RECORDED DATA:
* * *
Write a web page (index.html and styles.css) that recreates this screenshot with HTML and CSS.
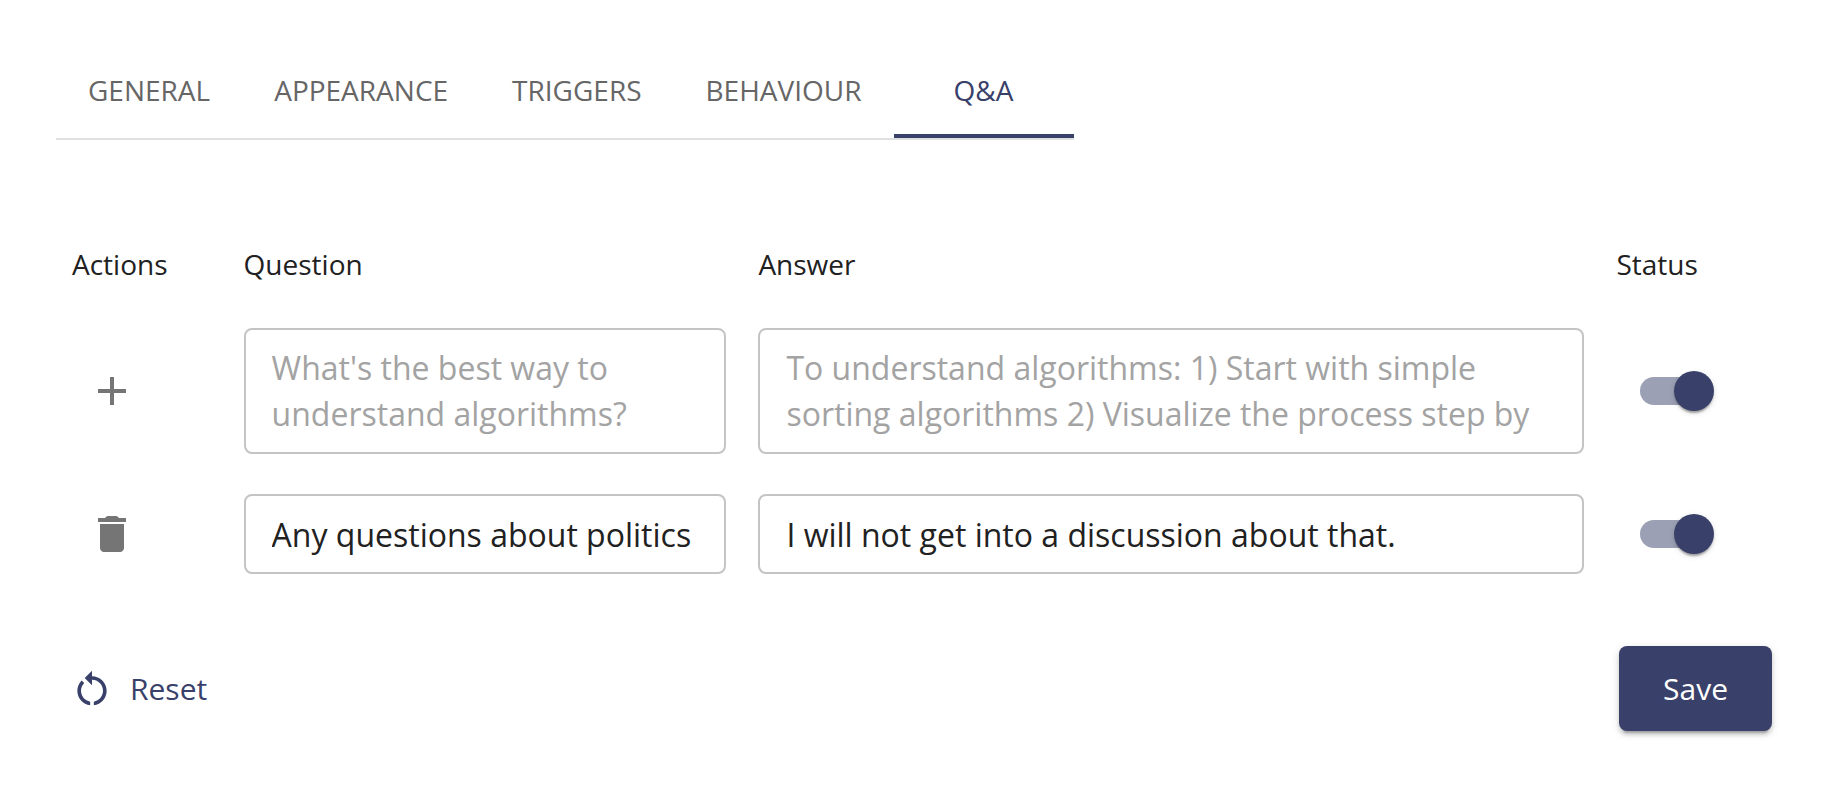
FILE: index.html
```html
<!DOCTYPE html>
<html lang="en">
<head>
<meta charset="utf-8">
<title>Q&amp;A settings</title>
<link rel="stylesheet" href="styles.css">
</head>
<body>
<main class="page">
  <div class="tabs" role="tablist">
    <button class="tab" type="button" role="tab" aria-selected="false">GENERAL</button>
    <button class="tab" type="button" role="tab" aria-selected="false">APPEARANCE</button>
    <button class="tab" type="button" role="tab" aria-selected="false">TRIGGERS</button>
    <button class="tab" type="button" role="tab" aria-selected="false">BEHAVIOUR</button>
    <button class="tab tab-active" type="button" role="tab" aria-selected="true">Q&amp;A</button>
  </div>

  <form>
    <table class="qa-table">
      <colgroup>
        <col class="col-side"><col class="col-question"><col class="col-answer"><col class="col-side">
      </colgroup>
      <thead>
        <tr>
          <th scope="col">Actions</th>
          <th scope="col" id="question">Question</th>
          <th scope="col" id="answer">Answer</th>
          <th scope="col" id="status">Status</th>
        </tr>
      </thead>
      <tbody>
        <tr>
          <td>
            <button class="icon-button" type="button" aria-label="Add">
              <svg class="icon" viewBox="0 0 24 24" aria-hidden="true"><path d="M19 13h-6v6h-2v-6H5v-2h6V5h2v6h6v2z"/></svg>
            </button>
          </td>
          <td><textarea class="field" rows="2" aria-labelledby="question" placeholder="What's the best way to understand algorithms?"></textarea></td>
          <td><textarea class="field" rows="2" aria-labelledby="answer" placeholder="To understand algorithms: 1) Start with simple sorting algorithms 2) Visualize the process step by"></textarea></td>
          <td><input class="switch" type="checkbox" role="switch" aria-labelledby="status" checked></td>
        </tr>
        <tr>
          <td>
            <button class="icon-button" type="button" aria-label="Delete">
              <svg class="icon" viewBox="0 0 24 24" aria-hidden="true"><path d="M6 19c0 1.1.9 2 2 2h8c1.1 0 2-.9 2-2V7H6v12zM19 4h-3.5l-.71-.71c-.18-.18-.44-.29-.7-.29H9.910c-.26 0-.52.11-.7.29L8.5 4H5v2h14V4z"/></svg>
            </button>
          </td>
          <td><input class="field" type="text" aria-labelledby="question" value="Any questions about politics"></td>
          <td><input class="field" type="text" aria-labelledby="answer" value="I will not get into a discussion about that."></td>
          <td><input class="switch" type="checkbox" role="switch" aria-labelledby="status" checked></td>
        </tr>
      </tbody>
    </table>

    <div class="form-actions">
      <button class="button button-text" type="button">
        <svg class="reset-icon" viewBox="0 0 24 24" aria-hidden="true"><path d="M12 5V2L8 6l4 4V7c3.31 0 6 2.690 6 6 0 2.970-2.170 5.430-5 5.910v2.020c3.950-.49 7-3.850 7-7.930 0-4.420-3.580-8-8-8zM6 13c0-1.650.67-3.150 1.760-4.240L6.340 7.340C4.900 8.790 4 10.790 4 13c0 4.080 3.050 7.440 7 7.930v-2.020c-2.830-.48-5-2.940-5-5.910z"/></svg>
        Reset
      </button>
      <button class="button button-filled" type="submit">Save</button>
    </div>
  </form>
</main>
</body>
</html>
```
FILE: styles.css
```css
:root {
  --primary: #39416a;
  --text: #212121;
  --muted: #666;
  --icon: #757575;
  --border: #c4c4c4;
}

* { box-sizing: border-box; }

body {
  margin: 0;
  background: #fff;
  color: var(--text);
  font-family: "Open Sans", sans-serif;
  font-size: 28px;
}

button, input, textarea { font-family: inherit; }

.page { padding: 42px 60px 56px 56px; }

.tabs {
  display: flex;
  width: fit-content;
  border-bottom: 2px solid #e0e0e0;
}

.tab {
  min-width: 180px;
  height: 96px;
  padding: 4px 32px 0;
  border: 0;
  border-bottom: 4px solid transparent;
  background: none;
  color: var(--muted);
  font-size: 28px;
  cursor: pointer;
}

.tab-active {
  border-bottom-color: var(--primary);
  color: var(--primary);
}

.qa-table {
  width: 100%;
  margin-top: 80px;
  table-layout: fixed;
  border-collapse: collapse;
}

.col-side { width: 10%; }
.col-question { width: 30%; }
.col-answer { width: 50%; }

.qa-table th,
.qa-table td {
  padding: 20px 16px;
  text-align: left;
  vertical-align: middle;
}

.qa-table th {
  font-weight: 400;
  line-height: 48px;
}

.field {
  display: block;
  width: 100%;
  padding: 15px 26px;
  border: 2px solid var(--border);
  border-radius: 8px;
  background: none;
  color: var(--text);
  font-size: 32px;
  line-height: 46px;
  resize: none;
  overflow: hidden;
}

input.field { height: 80px; }

.field::placeholder {
  color: #a3a3a3;
  opacity: 1;
}

.icon-button {
  display: flex;
  padding: 16px;
  border: 0;
  border-radius: 50%;
  background: none;
  color: var(--icon);
  cursor: pointer;
}

.icon {
  width: 48px;
  height: 48px;
  fill: currentColor;
}

.switch {
  appearance: none;
  display: flex;
  align-items: center;
  justify-content: flex-end;
  width: 68px;
  height: 28px;
  margin: 0 24px;
  border-radius: 14px;
  background: #9ca0b5;
  cursor: pointer;
}

.switch::before {
  content: "";
  flex: none;
  width: 40px;
  height: 40px;
  margin-right: -6px;
  border-radius: 50%;
  background: var(--primary);
  box-shadow: 0 4px 2px -2px rgba(0, 0, 0, 0.2), 0 2px 2px rgba(0, 0, 0, 0.14), 0 2px 6px rgba(0, 0, 0, 0.12);
}

.form-actions {
  display: flex;
  justify-content: space-between;
  margin-top: 52px;
}

.button {
  display: flex;
  align-items: center;
  height: 85px;
  border: 0;
  border-radius: 8px;
  font-size: 30px;
  cursor: pointer;
}

.button-text {
  gap: 16px;
  padding: 0 14px;
  background: none;
  color: var(--primary);
}

.button-filled {
  padding: 0 44px;
  background: var(--primary);
  color: #fff;
  box-shadow: 0 6px 2px -4px rgba(0, 0, 0, 0.2), 0 4px 4px rgba(0, 0, 0, 0.14), 0 2px 10px rgba(0, 0, 0, 0.12);
}

.reset-icon {
  width: 44px;
  height: 44px;
  fill: currentColor;
}
```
* * *
PROBLEM:
Copy each line exactly, and leave the pictures out of your copy.

SOLUTION FOR THIS EXERCISE:
Write a web page (index.html and styles.css) that recreates this screenshot with HTML and CSS.
FILE: index.html
```html
<!DOCTYPE html>
<html lang="en">
<head>
<meta charset="utf-8">
<title>Q&amp;A settings</title>
<link rel="stylesheet" href="styles.css">
</head>
<body>
<main class="page">
  <div class="tabs" role="tablist">
    <button class="tab" type="button" role="tab" aria-selected="false">GENERAL</button>
    <button class="tab" type="button" role="tab" aria-selected="false">APPEARANCE</button>
    <button class="tab" type="button" role="tab" aria-selected="false">TRIGGERS</button>
    <button class="tab" type="button" role="tab" aria-selected="false">BEHAVIOUR</button>
    <button class="tab tab-active" type="button" role="tab" aria-selected="true">Q&amp;A</button>
  </div>

  <form>
    <table class="qa-table">
      <colgroup>
        <col class="col-side"><col class="col-question"><col class="col-answer"><col class="col-side">
      </colgroup>
      <thead>
        <tr>
          <th scope="col">Actions</th>
          <th scope="col" id="question">Question</th>
          <th scope="col" id="answer">Answer</th>
          <th scope="col" id="status">Status</th>
        </tr>
      </thead>
      <tbody>
        <tr>
          <td>
            <button class="icon-button" type="button" aria-label="Add">
              <svg class="icon" viewBox="0 0 24 24" aria-hidden="true"><path d="M19 13h-6v6h-2v-6H5v-2h6V5h2v6h6v2z"/></svg>
            </button>
          </td>
          <td><textarea class="field" rows="2" aria-labelledby="question" placeholder="What's the best way to understand algorithms?"></textarea></td>
          <td><textarea class="field" rows="2" aria-labelledby="answer" placeholder="To understand algorithms: 1) Start with simple sorting algorithms 2) Visualize the process step by"></textarea></td>
          <td><input class="switch" type="checkbox" role="switch" aria-labelledby="status" checked></td>
        </tr>
        <tr>
          <td>
            <button class="icon-button" type="button" aria-label="Delete">
              <svg class="icon" viewBox="0 0 24 24" aria-hidden="true"><path d="M6 19c0 1.1.9 2 2 2h8c1.1 0 2-.9 2-2V7H6v12zM19 4h-3.5l-.71-.71c-.18-.18-.44-.29-.7-.29H9.910c-.26 0-.52.11-.7.29L8.5 4H5v2h14V4z"/></svg>
            </button>
          </td>
          <td><input class="field" type="text" aria-labelledby="question" value="Any questions about politics"></td>
          <td><input class="field" type="text" aria-labelledby="answer" value="I will not get into a discussion about that."></td>
          <td><input class="switch" type="checkbox" role="switch" aria-labelledby="status" checked></td>
        </tr>
      </tbody>
    </table>

    <div class="form-actions">
      <button class="button button-text" type="button">
        <svg class="reset-icon" viewBox="0 0 24 24" aria-hidden="true"><path d="M12 5V2L8 6l4 4V7c3.31 0 6 2.690 6 6 0 2.970-2.170 5.430-5 5.910v2.020c3.950-.49 7-3.850 7-7.930 0-4.420-3.580-8-8-8zM6 13c0-1.650.67-3.150 1.760-4.240L6.340 7.340C4.900 8.790 4 10.790 4 13c0 4.080 3.050 7.440 7 7.930v-2.020c-2.830-.48-5-2.940-5-5.910z"/></svg>
        Reset
      </button>
      <button class="button button-filled" type="submit">Save</button>
    </div>
  </form>
</main>
</body>
</html>
```
FILE: styles.css
```css
:root {
  --primary: #39416a;
  --text: #212121;
  --muted: #666;
  --icon: #757575;
  --border: #c4c4c4;
}

* { box-sizing: border-box; }

body {
  margin: 0;
  background: #fff;
  color: var(--text);
  font-family: "Open Sans", sans-serif;
  font-size: 28px;
}

button, input, textarea { font-family: inherit; }

.page { padding: 42px 60px 56px 56px; }

.tabs {
  display: flex;
  width: fit-content;
  border-bottom: 2px solid #e0e0e0;
}

.tab {
  min-width: 180px;
  height: 96px;
  padding: 4px 32px 0;
  border: 0;
  border-bottom: 4px solid transparent;
  background: none;
  color: var(--muted);
  font-size: 28px;
  cursor: pointer;
}

.tab-active {
  border-bottom-color: var(--primary);
  color: var(--primary);
}

.qa-table {
  width: 100%;
  margin-top: 80px;
  table-layout: fixed;
  border-collapse: collapse;
}

.col-side { width: 10%; }
.col-question { width: 30%; }
.col-answer { width: 50%; }

.qa-table th,
.qa-table td {
  padding: 20px 16px;
  text-align: left;
  vertical-align: middle;
}

.qa-table th {
  font-weight: 400;
  line-height: 48px;
}

.field {
  display: block;
  width: 100%;
  padding: 15px 26px;
  border: 2px solid var(--border);
  border-radius: 8px;
  background: none;
  color: var(--text);
  font-size: 32px;
  line-height: 46px;
  resize: none;
  overflow: hidden;
}

input.field { height: 80px; }

.field::placeholder {
  color: #a3a3a3;
  opacity: 1;
}

.icon-button {
  display: flex;
  padding: 16px;
  border: 0;
  border-radius: 50%;
  background: none;
  color: var(--icon);
  cursor: pointer;
}

.icon {
  width: 48px;
  height: 48px;
  fill: currentColor;
}

.switch {
  appearance: none;
  display: flex;
  align-items: center;
  justify-content: flex-end;
  width: 68px;
  height: 28px;
  margin: 0 24px;
  border-radius: 14px;
  background: #9ca0b5;
  cursor: pointer;
}

.switch::before {
  content: "";
  flex: none;
  width: 40px;
  height: 40px;
  margin-right: -6px;
  border-radius: 50%;
  background: var(--primary);
  box-shadow: 0 4px 2px -2px rgba(0, 0, 0, 0.2), 0 2px 2px rgba(0, 0, 0, 0.14), 0 2px 6px rgba(0, 0, 0, 0.12);
}

.form-actions {
  display: flex;
  justify-content: space-between;
  margin-top: 52px;
}

.button {
  display: flex;
  align-items: center;
  height: 85px;
  border: 0;
  border-radius: 8px;
  font-size: 30px;
  cursor: pointer;
}

.button-text {
  gap: 16px;
  padding: 0 14px;
  background: none;
  color: var(--primary);
}

.button-filled {
  padding: 0 44px;
  background: var(--primary);
  color: #fff;
  box-shadow: 0 6px 2px -4px rgba(0, 0, 0, 0.2), 0 4px 4px rgba(0, 0, 0, 0.14), 0 2px 10px rgba(0, 0, 0, 0.12);
}

.reset-icon {
  width: 44px;
  height: 44px;
  fill: currentColor;
}
```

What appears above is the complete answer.